Japan holds first evacuation drill amid fears over North Korea's ballistic missiles

Impact

On Friday, sirens sounded and children ran for cover in Japan as citizens conducted their first evacuation drill amid fears over ballistic missile-armed North Korea, Reuters reports.

Residents in Oga, the rural fishing town where the exercise was conducted, have reason for concern: The exercise comes just over a week after North Korea fired four intermediate-range missiles into the Sea of Japan. One of the rockets landed just 124 miles off the coast of Oga.

Hunched-over schoolchildren made their way to a gymnasium, and other residents donned protective gear as they made their way to a designated evacuation center, emergency kits in tow.

"The missile is seen to have landed within a 20-kilometer [12-mile] boundary west of the Oga peninsula," a loudspeaker announced during the drill, according to Reuters. "The government is currently examining the damage."

The practice evacuation was conducted on the same day that United States Secretary of State Rex Tillerson announced during a press conference with Seoul that when it comes to North Korea, "all options are on the table."

"Certainly we do not want for things to get to a military conflict ... but obviously if North Korea takes actions that threaten the South Korean forces or our own forces, then that would be met with an appropriate response," Tillerson said.

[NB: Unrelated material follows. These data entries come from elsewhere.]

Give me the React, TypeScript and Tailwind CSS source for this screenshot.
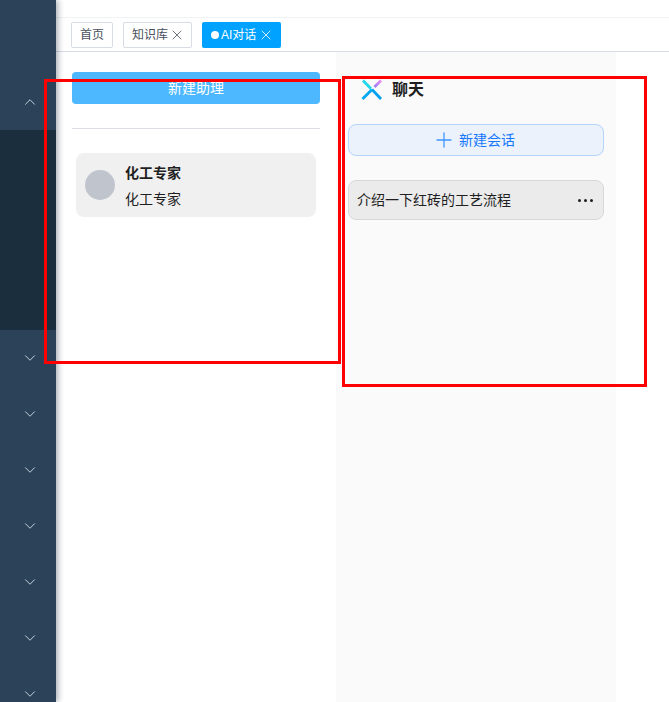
import React from 'react'
import { ChevronUp, ChevronDown, X, Plus } from 'lucide-react'

const font = { fontFamily: '"Liberation Sans", "Noto Sans CJK SC", sans-serif' }

function Logo() {
  return (
    <svg width="22" height="22" viewBox="0 0 22 22" fill="none">
      <defs>
        <linearGradient id="pinkArm" x1="13" y1="9" x2="20" y2="1" gradientUnits="userSpaceOnUse">
          <stop offset="0" stopColor="#8a7cf5" />
          <stop offset="1" stopColor="#f08cf0" />
        </linearGradient>
      </defs>
      <path d="M11 10.5 L20 20" stroke="#00a0f0" strokeWidth="2.8" />
      <path d="M1.5 20 L11 10.5" stroke="#00a8f0" strokeWidth="2.8" />
      <path d="M2 1.5 L10 9.8" stroke="#1fd6ea" strokeWidth="2.8" />
      <path d="M13.5 8 L20 1.5" stroke="url(#pinkArm)" strokeWidth="2.8" />
    </svg>
  )
}

function SideRow({ open = false }: { open?: boolean }) {
  const Icon = open ? ChevronUp : ChevronDown
  return (
    <div className="h-14 flex items-center justify-end pr-[17px] shrink-0">
      <Icon className="w-[18px] h-[18px] text-[#d5e0e9]" strokeWidth={1.2} />
    </div>
  )
}

export default function App() {
  return (
    <div className="relative w-[669px] h-[702px] overflow-hidden bg-white flex" style={font}>
      {/* sidebar */}
      <aside className="w-14 h-full shrink-0 bg-[#2b4258] flex flex-col shadow-[2px_0_6px_rgba(0,21,41,0.35)] z-10">
        <div className="h-[74px] shrink-0" />
        <SideRow open />
        <div className="h-[200px] shrink-0 bg-[#1a2e3d]" />
        <SideRow />
        <SideRow />
        <SideRow />
        <SideRow />
        <SideRow />
        <SideRow />
        <SideRow />
      </aside>

      <main className="flex-1 min-w-0 flex flex-col">
        <div className="h-[18px] shrink-0 border-b border-[#f0f2f5]" />
        <div className="h-[34px] shrink-0 border-b border-[#d8dce5] flex items-start gap-[10px] pl-[15px] pt-1">
          <div className="h-[26px] px-2 border border-[#d8dce5] rounded-[2px] flex items-center text-xs text-[#495060]">首页</div>
          <div className="h-[26px] pl-2 pr-[6px] border border-[#d8dce5] rounded-[2px] flex items-center text-xs text-[#495060]">
            知识库
            <X className="w-4 h-4 ml-[1px]" strokeWidth={1.2} />
          </div>
          <div className="h-[26px] pl-[9px] pr-[7px] rounded-[2px] bg-[#00a2ff] flex items-center text-xs text-white">
            <span className="w-2 h-2 rounded-full bg-white mr-[2px]" />
            AI对话
            <X className="w-4 h-4 ml-[2px]" strokeWidth={1.2} />
          </div>
        </div>

        <div className="flex-1 flex min-h-0">
          {/* assistants */}
          <section className="w-[280px] shrink-0 pl-4 pt-5">
            <button className="w-[248px] h-8 rounded bg-[#4db8ff] text-white text-sm">新建助理</button>
            <div className="w-[248px] h-px bg-[#dcdfe6] mt-6" />
            <div className="w-[240px] h-16 ml-1 mt-6 rounded-lg bg-[#f0f0f0] flex items-center pl-[9px] gap-[10px]">
              <div className="w-[30px] h-[30px] rounded-full bg-[#c0c4cc]" />
              <div className="flex flex-col gap-[6px] pt-[2px] text-sm leading-[20px] text-[#1f1f1f]">
                <span className="font-bold">化工专家</span>
                <span>化工专家</span>
              </div>
            </div>
          </section>

          {/* conversations */}
          <section className="w-[280px] shrink-0 bg-[#fafafa] px-3 flex flex-col">
            <div className="h-6 mt-[26px] pl-[13px] flex items-center gap-[9px]">
              <Logo />
              <span className="text-base font-bold text-[#1f1f1f]">聊天</span>
            </div>
            <button className="h-8 mt-[22px] rounded-lg border border-[#b3d4fc] bg-[#ebf2fb] flex items-center justify-center gap-[3px] text-sm text-[#1677ff]">
              <Plus className="w-6 h-6 -ml-[5px] text-[#4096ff]" strokeWidth={1.3} />
              新建会话
            </button>
            <div className="h-10 mt-6 rounded-lg border border-[#d9d9d9] bg-[#ebebeb] flex items-center justify-between pl-2 pr-[10px] text-sm text-[#1f1f1f]">
              <span>介绍一下红砖的工艺流程</span>
              <span className="flex gap-[3px]">
                <span className="w-[3px] h-[3px] rounded-full bg-[#1f1f1f]" />
                <span className="w-[3px] h-[3px] rounded-full bg-[#1f1f1f]" />
                <span className="w-[3px] h-[3px] rounded-full bg-[#1f1f1f]" />
              </span>
            </div>
          </section>
        </div>
      </main>

      {/* red annotation boxes drawn over the screenshot */}
      <div className="absolute left-[44px] top-[79px] w-[297px] h-[285px] border-[3px] border-[#ff0000] z-20" />
      <div className="absolute left-[342px] top-[76px] w-[305px] h-[311px] border-[3px] border-[#ff0000] z-20" />
    </div>
  )
}
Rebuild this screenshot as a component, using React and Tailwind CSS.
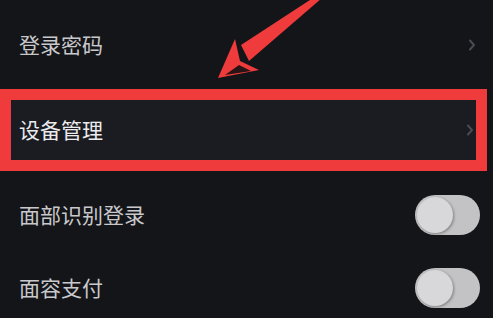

The comments were an escalation in language used by the U.S., which has long been reticent to use military force against North Korea for fear that the country will attack its peaceful neighbor to the south in retribution. 

Jung Yeon-Je/AP

But with the Hermit Kingdom's repeated refusals to abandon its nuclear weapons program, diplomacy between North Korea and its neighbors in the region remains untenable, Osamu Saito, a security supervisor in the prefecture of Akita where Oga is located, told Reuters.

"Anything can happen these days, and it's even more true when we cannot anticipate the behavior of our neighboring countries," he said.